Looking into the crystal ball, the MP and professor in clinical pharmacology saw an opening for integrative care.

–  I see a future in which a lot of the input to conventional medicine will come from other sources such as Eastern Medicine with 5000 years of experience, whereas Western medicine only has been around for about 100 years. Why do we think our scientific paradigm should have the privilege of dictating the premises for other forms of treatment, which we know very little about? That is a remarkable attitude, Finn Bengtsson said.

Support for salutogenic view
Present at the inauguration was also Anne Marie Brodén, also from the conservative party and chairperson of the parliamentary group for Culture and Health. The group works across party lines with strong support from several ministers, taking a closer look at what is to be gained from the salutogenic perspective, said Finn Bengtsson.

A salutogenic perspective indicates a focus on factors, which preserve and promote health rather than those that cause disease. The model was formulated by the American medical sociologist Aaron Antonovsky in a publication in 1979 and has had a great impact on many disciplines and professions like teaching, health care and social work.

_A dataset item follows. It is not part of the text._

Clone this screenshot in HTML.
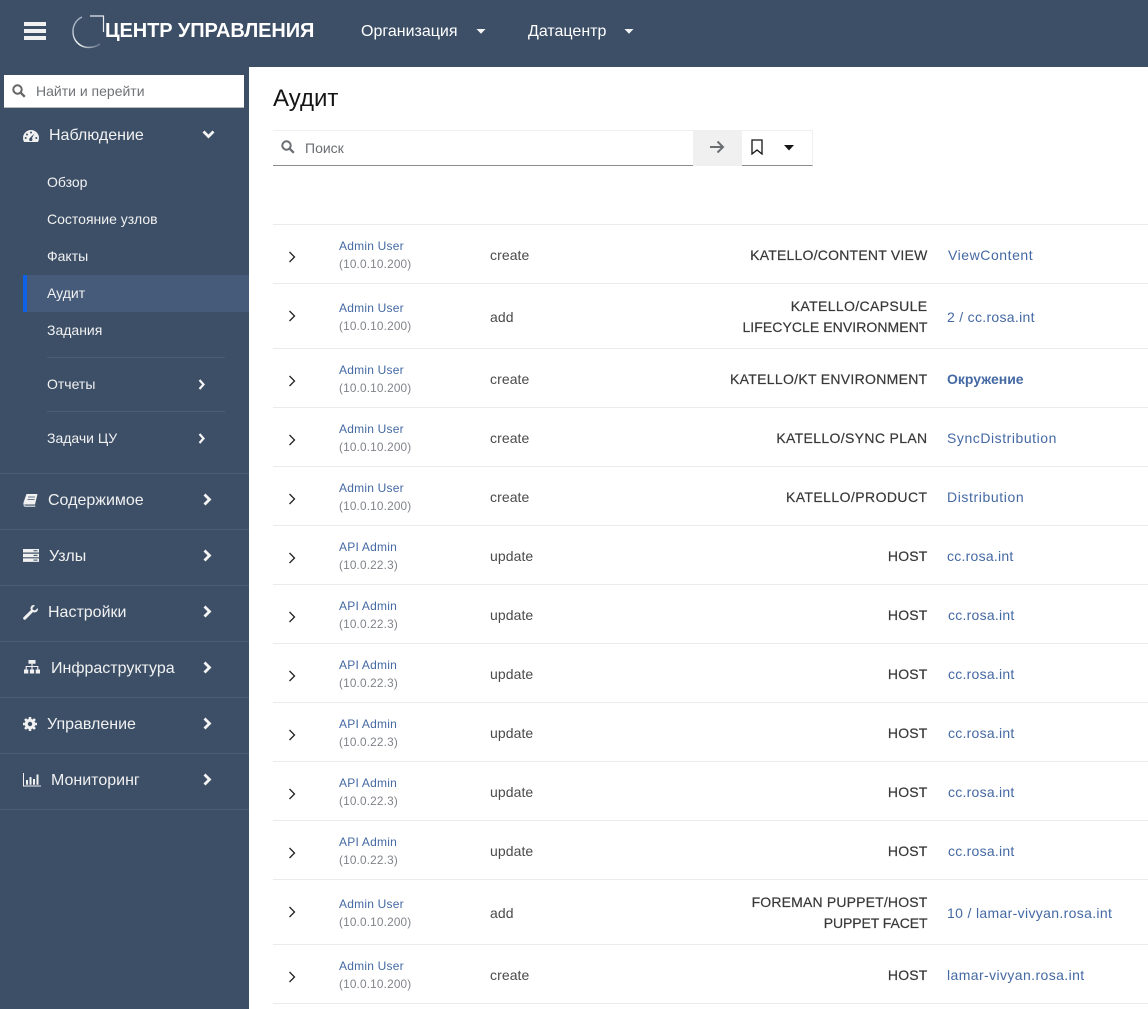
<!DOCTYPE html>
<html lang="ru"><head><meta charset="utf-8"><title>Аудит</title>
<style>
html,body{margin:0;padding:0}
body{width:1148px;height:1009px;overflow:hidden;position:relative;background:#3c4f67;font-family:"Liberation Sans",sans-serif}
.t{position:absolute;white-space:nowrap;line-height:20px}
.main{position:absolute;left:249px;top:67px;width:899px;height:942px;background:#fff}
.hd{color:#fff;font-size:16px;margin-top:1px}
.nav{color:#f1f1f1;font-size:16px;left:0;margin-top:1px}
.sub{color:#f1f1f1;font-size:14px;left:47px}
.sep{position:absolute;height:1px;background:#4a5d78}
.rs{position:absolute;left:273px;width:875px;height:1px;background:#ebebeb}
.u{left:339px;font-size:12px;color:#4469a3;letter-spacing:.22px}
.ip{left:339px;font-size:11.8px;color:#80848a;letter-spacing:.17px}
.a{left:490px;font-size:14px;color:#4a4a4a;letter-spacing:.08px}
.k{right:220.5px;font-size:14px;color:#383838;letter-spacing:.17px;font-weight:400;-webkit-text-stroke:.2px #383838}
.l{font-size:14px;color:#4469a3;letter-spacing:.25px}
svg{position:absolute;display:block}
</style></head><body>

<div style="position:absolute;left:24px;top:22px;width:22px;height:4px;background:#f1f1f1"></div>
<div style="position:absolute;left:24px;top:29px;width:22px;height:4px;background:#f1f1f1"></div>
<div style="position:absolute;left:24px;top:36px;width:22px;height:4px;background:#f1f1f1"></div>

<svg style="left:70px;top:14px" width="36" height="36" viewBox="0 0 36 36" fill="none">
<defs><linearGradient id="g1" x1="0" y1="0" x2="1" y2="1"><stop offset="0" stop-color="#8b9ab0"/><stop offset=".55" stop-color="#fff"/><stop offset="1" stop-color="#59697f"/></linearGradient></defs>
<path d="M12 3A15.500 15.500 0 0 0 3 18A15.500 15.500 0 0 0 18 33.500Q25 33.500 30 30" stroke="url(#g1)" stroke-width="1.400"/>
<path d="M20 2H33.500V18" stroke="#e7ebf0" stroke-width="1.200"/>
</svg>
<div class="t" style="left:105px;top:21px;color:#fff;font-size:20px;font-weight:700;letter-spacing:-.1px">ЦЕНТР УПРАВЛЕНИЯ</div>
<div class="t hd" style="left:361px;top:21px">Организация</div>
<svg style="left:476px;top:29px" width="10" height="6"><path d="M.5 0H9.500L5 4.800Z" fill="#f4f4f4"/></svg>
<div class="t hd" style="left:528px;top:21px">Датацентр</div>
<svg style="left:624px;top:29px" width="10" height="6"><path d="M.5 0H9.500L5 4.800Z" fill="#f4f4f4"/></svg>

<div style="position:absolute;left:4px;top:75px;width:240px;height:32px;background:#fff;border-bottom:1px solid #b8bbbe"></div>
<svg style="left:12px;top:84px" width="14" height="14" viewBox="0 0 14 14" fill="none"><circle cx="5.500" cy="5.500" r="4.200" stroke="#666" stroke-width="2"/><path d="M8.800 8.800L12.800 12.800" stroke="#666" stroke-width="2.400"/></svg>
<div class="t" style="left:36px;top:81px;font-size:14px;color:#6f7276">Найти и перейти</div>

<svg style="left:23px;top:128px" width="16" height="16" viewBox="0 0 16 16"><path d="M8 2A8 8 0 0 0 0 10Q0 12.500 1.200 14H14.800Q16 12.500 16 10A8 8 0 0 0 8 2Z" fill="#f1f1f1"/><circle cx="8" cy="4.500" r="1" fill="#3c4f67"/><circle cx="4" cy="6.500" r="1" fill="#3c4f67"/><circle cx="2.700" cy="10" r="1" fill="#3c4f67"/><circle cx="13.300" cy="10" r="1" fill="#3c4f67"/><path d="M11.500 5.500L8.800 10.500L7 9.800Z" fill="#3c4f67"/><circle cx="7.800" cy="11.500" r="1.600" fill="#3c4f67"/></svg>
<div class="t nav" style="left:49px;top:125px">Наблюдение</div>
<svg style="left:202px;top:130px" width="13" height="9" fill="none"><path d="M1.500 1.500L6.500 6.500L11.500 1.500" stroke="#f4f4f4" stroke-width="2.800"/></svg>

<div class="t sub" style="top:172px">Обзор</div>
<div class="t sub" style="top:209px">Состояние узлов</div>
<div class="t sub" style="top:246px">Факты</div>
<div style="position:absolute;left:23px;top:275px;width:226px;height:37px;background:#465b79"></div>
<div style="position:absolute;left:23px;top:275px;width:4px;height:37px;background:#0f62e6"></div>
<div class="t sub" style="top:283px">Аудит</div>
<div class="t sub" style="top:320px">Задания</div>
<div class="sep" style="left:47px;top:357px;width:178px"></div>
<div class="t sub" style="top:374px">Отчеты</div>
<svg style="left:198px;top:379px" width="8" height="11" fill="none"><path d="M1.500 1L5.500 5.500L1.500 10" stroke="#f4f4f4" stroke-width="2.200"/></svg>
<div class="sep" style="left:47px;top:411px;width:178px"></div>
<div class="t sub" style="top:428px">Задачи ЦУ</div>
<svg style="left:198px;top:433px" width="8" height="11" fill="none"><path d="M1.500 1L5.500 5.500L1.500 10" stroke="#f4f4f4" stroke-width="2.200"/></svg>
<div class="sep" style="left:0;top:473px;width:249px"></div>

<svg style="left:23px;top:493px" width="15" height="15" viewBox="0 0 15 15"><path d="M3.500 1H14.500L12 11.500H1.500Q0 11.500 .5 9.500Z" fill="#f1f1f1"/><path d="M.5 11Q.3 13.800 2.500 13.800H12L12.600 12.600H2.500Q1 12.600 1.500 11.500Z" fill="#f1f1f1"/><path d="M5 4H12M4.500 6.500H11.500" stroke="#3c4f67" stroke-width=".8"/></svg>
<div class="t nav" style="left:48px;top:490px">Содержимое</div>
<svg style="left:203px;top:493px" width="9" height="13" fill="none"><path d="M1.500 1.500L6.500 6.500L1.500 11.500" stroke="#f4f4f4" stroke-width="2.800"/></svg>
<div class="sep" style="left:0;top:529px;width:249px"></div>

<svg style="left:23px;top:549px" width="16" height="13" viewBox="0 0 16 13"><path d="M0 0H16V3.500H0ZM0 4.700H16V8.200H0ZM0 9.400H16V12.900H0Z" fill="#f1f1f1"/><path d="M10.500 1.700H14.500M10.500 6.400H14.500M10.500 11.100H14.500" stroke="#3c4f67" stroke-width="1"/></svg>
<div class="t nav" style="left:49px;top:546px">Узлы</div>
<svg style="left:203px;top:549px" width="9" height="13" fill="none"><path d="M1.500 1.500L6.500 6.500L1.500 11.500" stroke="#f4f4f4" stroke-width="2.800"/></svg>
<div class="sep" style="left:0;top:585px;width:249px"></div>

<svg style="left:23px;top:605px" width="15" height="15" viewBox="0 0 15 15"><path d="M10.800 0Q8 0 7.500 3Q7.400 4.200 8 5L.5 12.300Q-.3 13.300 .5 14.300Q1.600 15.300 2.700 14.400L10 7Q11 7.600 12 7.400Q14.700 7 15 4L14.800 3.100L12 5.500L9.800 4.800L9.500 3L12 .3Z" fill="#f1f1f1"/></svg>
<div class="t nav" style="left:48px;top:602px">Настройки</div>
<svg style="left:203px;top:605px" width="9" height="13" fill="none"><path d="M1.500 1.500L6.500 6.500L1.500 11.500" stroke="#f4f4f4" stroke-width="2.800"/></svg>
<div class="sep" style="left:0;top:641px;width:249px"></div>

<svg style="left:24px;top:660px" width="16" height="14" viewBox="0 0 16 14"><path d="M4.500 0H11.500V3.800H4.500ZM0 9.500H4.300V13.500H0ZM5.900 9.500H10.100V13.500H5.900ZM11.700 9.500H16V13.500H11.700Z" fill="#f1f1f1"/><path d="M2.200 9.500V6.500H13.800V9.500M8 3.800V9.500" stroke="#f1f1f1" stroke-width="1.100" fill="none"/></svg>
<div class="t nav" style="left:51px;top:658px">Инфраструктура</div>
<svg style="left:203px;top:661px" width="9" height="13" fill="none"><path d="M1.500 1.500L6.500 6.500L1.500 11.500" stroke="#f4f4f4" stroke-width="2.800"/></svg>
<div class="sep" style="left:0;top:697px;width:249px"></div>

<svg style="left:23px;top:717px" width="14" height="14" viewBox="0 0 14 14"><circle cx="7" cy="7" r="3.900" fill="none" stroke="#f1f1f1" stroke-width="2.800"/><path d="M7 0V14M0 7H14M2 2L12 12M12 2L2 12" stroke="#f1f1f1" stroke-width="2.600"/><circle cx="7" cy="7" r="2.200" fill="#3c4f67"/></svg>
<div class="t nav" style="left:47px;top:714px">Управление</div>
<svg style="left:203px;top:717px" width="9" height="13" fill="none"><path d="M1.500 1.500L6.500 6.500L1.500 11.500" stroke="#f4f4f4" stroke-width="2.800"/></svg>
<div class="sep" style="left:0;top:753px;width:249px"></div>

<svg style="left:23px;top:773px" width="18" height="14" viewBox="0 0 18 14"><path d="M.5 0V13H18" stroke="#f1f1f1" fill="none" stroke-width="1"/><path d="M3 7H5V11.800H3ZM6.500 4H8.500V11.800H6.500ZM10 6H12V11.800H10ZM13.500 1.500H15.500V11.800H13.500Z" fill="#f1f1f1"/></svg>
<div class="t nav" style="left:51px;top:770px">Мониторинг</div>
<svg style="left:203px;top:773px" width="9" height="13" fill="none"><path d="M1.500 1.500L6.500 6.500L1.500 11.500" stroke="#f4f4f4" stroke-width="2.800"/></svg>
<div class="sep" style="left:0;top:809px;width:249px"></div>

<div class="main"></div>
<div class="t" style="left:273px;top:86px;font-size:24px;line-height:26px;color:#151515">Аудит</div>

<div style="position:absolute;left:273px;top:130px;width:420px;height:34px;border-top:1px solid #f0f0f0;border-bottom:1px solid #8a8d90"></div>
<svg style="left:281px;top:140px" width="14" height="14" viewBox="0 0 14 14" fill="none"><circle cx="5.500" cy="5.500" r="4.200" stroke="#6a6e73" stroke-width="2"/><path d="M8.800 8.800L12.800 12.800" stroke="#6a6e73" stroke-width="2.300"/></svg>
<div class="t" style="left:305px;top:138px;font-size:14px;color:#6a6e73">Поиск</div>
<div style="position:absolute;left:693px;top:130px;width:49px;height:36px;background:#f0f0f0"></div>
<svg style="left:709px;top:140px" width="16" height="14" viewBox="0 0 16 14" fill="none"><path d="M1 7H14M8.500 1.500L14 7L8.500 12.500" stroke="#6a6e73" stroke-width="2"/></svg>
<div style="position:absolute;left:742px;top:130px;width:70px;height:34px;border-top:1px solid #f0f0f0;border-right:1px solid #f0f0f0;border-bottom:1px solid #8a8d90"></div>
<svg style="left:751px;top:139px" width="12" height="16" viewBox="0 0 12 16" fill="none"><path d="M1 1H11V15L6 11L1 15Z" stroke="#151515" stroke-width="1.300"/></svg>
<svg style="left:784px;top:145px" width="10" height="6"><path d="M0 0H10L5 5.500Z" fill="#151515"/></svg>

<div class="rs" style="top:224px"></div>
<div class="rs" style="top:283px"></div>
<div class="rs" style="top:348px"></div>
<div class="rs" style="top:407px"></div>
<div class="rs" style="top:466px"></div>
<div class="rs" style="top:525px"></div>
<div class="rs" style="top:584px"></div>
<div class="rs" style="top:643px"></div>
<div class="rs" style="top:702px"></div>
<div class="rs" style="top:761px"></div>
<div class="rs" style="top:820px"></div>
<div class="rs" style="top:879px"></div>
<div class="rs" style="top:944px"></div>
<div class="rs" style="top:1003px"></div>

<svg style="left:288px;top:251px" width="8" height="12" fill="none"><path d="M1.500 1L6.500 6L1.500 11" stroke="#222" stroke-width="1.300"/></svg>
<div class="t u" style="top:236px">Admin User</div><div class="t ip" style="top:254px">(10.0.10.200)</div>
<div class="t a" style="top:245px">create</div>
<div class="t k" style="top:245px;letter-spacing:.22px">KATELLO/CONTENT VIEW</div>
<div class="t l" style="left:948px;top:245px;letter-spacing:.55px">ViewContent</div>

<svg style="left:288px;top:310px" width="8" height="12" fill="none"><path d="M1.500 1L6.500 6L1.500 11" stroke="#222" stroke-width="1.300"/></svg>
<div class="t u" style="top:298px">Admin User</div><div class="t ip" style="top:316px">(10.0.10.200)</div>
<div class="t a" style="top:307px">add</div>
<div class="t k" style="top:296px;letter-spacing:.37px">KATELLO/CAPSULE</div>
<div class="t k" style="top:317px;letter-spacing:.07px">LIFECYCLE ENVIRONMENT</div>
<div class="t l" style="left:947px;top:307px;letter-spacing:.3px">2 / cc.rosa.int</div>

<svg style="left:288px;top:375px" width="8" height="12" fill="none"><path d="M1.500 1L6.500 6L1.500 11" stroke="#222" stroke-width="1.300"/></svg>
<div class="t u" style="top:360px">Admin User</div><div class="t ip" style="top:378px">(10.0.10.200)</div>
<div class="t a" style="top:369px">create</div>
<div class="t k" style="top:369px;letter-spacing:.3px">KATELLO/KT ENVIRONMENT</div>
<div class="t l" style="left:947px;top:369px;font-weight:700;font-size:14px;letter-spacing:0">Окружение</div>

<svg style="left:288px;top:434px" width="8" height="12" fill="none"><path d="M1.500 1L6.500 6L1.500 11" stroke="#222" stroke-width="1.300"/></svg>
<div class="t u" style="top:419px">Admin User</div><div class="t ip" style="top:437px">(10.0.10.200)</div>
<div class="t a" style="top:428px">create</div>
<div class="t k" style="top:428px;letter-spacing:.35px">KATELLO/SYNC PLAN</div>
<div class="t l" style="left:947px;top:428px;letter-spacing:.55px">SyncDistribution</div>

<svg style="left:288px;top:493px" width="8" height="12" fill="none"><path d="M1.500 1L6.500 6L1.500 11" stroke="#222" stroke-width="1.300"/></svg>
<div class="t u" style="top:478px">Admin User</div><div class="t ip" style="top:496px">(10.0.10.200)</div>
<div class="t a" style="top:487px">create</div>
<div class="t k" style="top:487px;letter-spacing:.43px">KATELLO/PRODUCT</div>
<div class="t l" style="left:947px;top:487px;letter-spacing:.6px">Distribution</div>

<svg style="left:288px;top:552px" width="8" height="12" fill="none"><path d="M1.500 1L6.500 6L1.500 11" stroke="#222" stroke-width="1.300"/></svg>
<div class="t u" style="top:537px">API Admin</div><div class="t ip" style="top:555px">(10.0.22.3)</div>
<div class="t a" style="top:546px">update</div>
<div class="t k" style="top:546px">HOST</div>
<div class="t l" style="left:947px;top:546px">cc.rosa.int</div>

<svg style="left:288px;top:611px" width="8" height="12" fill="none"><path d="M1.500 1L6.500 6L1.500 11" stroke="#222" stroke-width="1.300"/></svg>
<div class="t u" style="top:596px">API Admin</div><div class="t ip" style="top:614px">(10.0.22.3)</div>
<div class="t a" style="top:605px">update</div>
<div class="t k" style="top:605px">HOST</div>
<div class="t l" style="left:948px;top:605px">cc.rosa.int</div>

<svg style="left:288px;top:670px" width="8" height="12" fill="none"><path d="M1.500 1L6.500 6L1.500 11" stroke="#222" stroke-width="1.300"/></svg>
<div class="t u" style="top:655px">API Admin</div><div class="t ip" style="top:673px">(10.0.22.3)</div>
<div class="t a" style="top:664px">update</div>
<div class="t k" style="top:664px">HOST</div>
<div class="t l" style="left:948px;top:664px">cc.rosa.int</div>

<svg style="left:288px;top:729px" width="8" height="12" fill="none"><path d="M1.500 1L6.500 6L1.500 11" stroke="#222" stroke-width="1.300"/></svg>
<div class="t u" style="top:714px">API Admin</div><div class="t ip" style="top:732px">(10.0.22.3)</div>
<div class="t a" style="top:723px">update</div>
<div class="t k" style="top:723px">HOST</div>
<div class="t l" style="left:948px;top:723px">cc.rosa.int</div>

<svg style="left:288px;top:788px" width="8" height="12" fill="none"><path d="M1.500 1L6.500 6L1.500 11" stroke="#222" stroke-width="1.300"/></svg>
<div class="t u" style="top:773px">API Admin</div><div class="t ip" style="top:791px">(10.0.22.3)</div>
<div class="t a" style="top:782px">update</div>
<div class="t k" style="top:782px">HOST</div>
<div class="t l" style="left:948px;top:782px">cc.rosa.int</div>

<svg style="left:288px;top:847px" width="8" height="12" fill="none"><path d="M1.500 1L6.500 6L1.500 11" stroke="#222" stroke-width="1.300"/></svg>
<div class="t u" style="top:832px">API Admin</div><div class="t ip" style="top:850px">(10.0.22.3)</div>
<div class="t a" style="top:841px">update</div>
<div class="t k" style="top:841px">HOST</div>
<div class="t l" style="left:948px;top:841px">cc.rosa.int</div>

<svg style="left:288px;top:906px" width="8" height="12" fill="none"><path d="M1.500 1L6.500 6L1.500 11" stroke="#222" stroke-width="1.300"/></svg>
<div class="t u" style="top:894px">Admin User</div><div class="t ip" style="top:912px">(10.0.10.200)</div>
<div class="t a" style="top:903px">add</div>
<div class="t k" style="top:892px">FOREMAN PUPPET/HOST</div>
<div class="t k" style="top:913px;letter-spacing:-.08px">PUPPET FACET</div>
<div class="t l" style="left:947px;top:903px;letter-spacing:.34px">10 / lamar-vivyan.rosa.int</div>

<svg style="left:288px;top:971px" width="8" height="12" fill="none"><path d="M1.500 1L6.500 6L1.500 11" stroke="#222" stroke-width="1.300"/></svg>
<div class="t u" style="top:956px">Admin User</div><div class="t ip" style="top:974px">(10.0.10.200)</div>
<div class="t a" style="top:965px">create</div>
<div class="t k" style="top:965px">HOST</div>
<div class="t l" style="left:947px;top:965px;letter-spacing:.4px">lamar-vivyan.rosa.int</div>

</body></html>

According to the theory, health is associated with a Sence of Coherence, which inludes three components – comprehensibility, manageability, and meaningfulness.

Lacks patient rights law
Sweden is one of the very few European countries without a patient rights’ law. On the other hand, health care providers have been given certain obligations towards the population, which are regulated in the Health and Medical Service Act. But Finn Bengtsson would like to go further.

– We are looking to pass patient rights’ laws. Today, CAM is prohibited from being used during millions of health care encounters, despite many people being curious about these methods. The health care system should be open towards well-informed patients.

But how can we guarantee patient safety at the same time? Finn Bengtsson asked rhetorically. His suggestion was that in time the activities of CAM providers should be subject to the same inspections as other institutions of higher education in order to develop tools for quality control and certification.

Different collaborative models
But that does not mean that we have to wait for all CAM providers to get certified according to the statutes of the National Board of Health and Welfare (NHBW), Finn Bengtsson emphasized. There are other models available for collaboration.

–  Requiring certification before a provider is allowed to practice is the wrong way of going about it. Of course, the optimal situation would be for health care professionals, subject to the constant control of the NBHW, who also have an interest in CAM, to chose to provide such options within their own professional framework. But patient safety can be safeguarded by a CAM provider, who while not being a certified health care provider him-/herself, would be working together with a certified health care professional, who then would guarantee the patient´s safety under the authority of the NBHW.

Finn Bengtsson also envisages opening a quality registry in the future for both conventional and CAM care and treatment, which would be accessible to patients and financed with public funds. That way it would be easier to disseminate knowledge about what is good and bad, and separate the chaff of less responsible practitioners from the wheat of those who represent a scientific and healthy choice.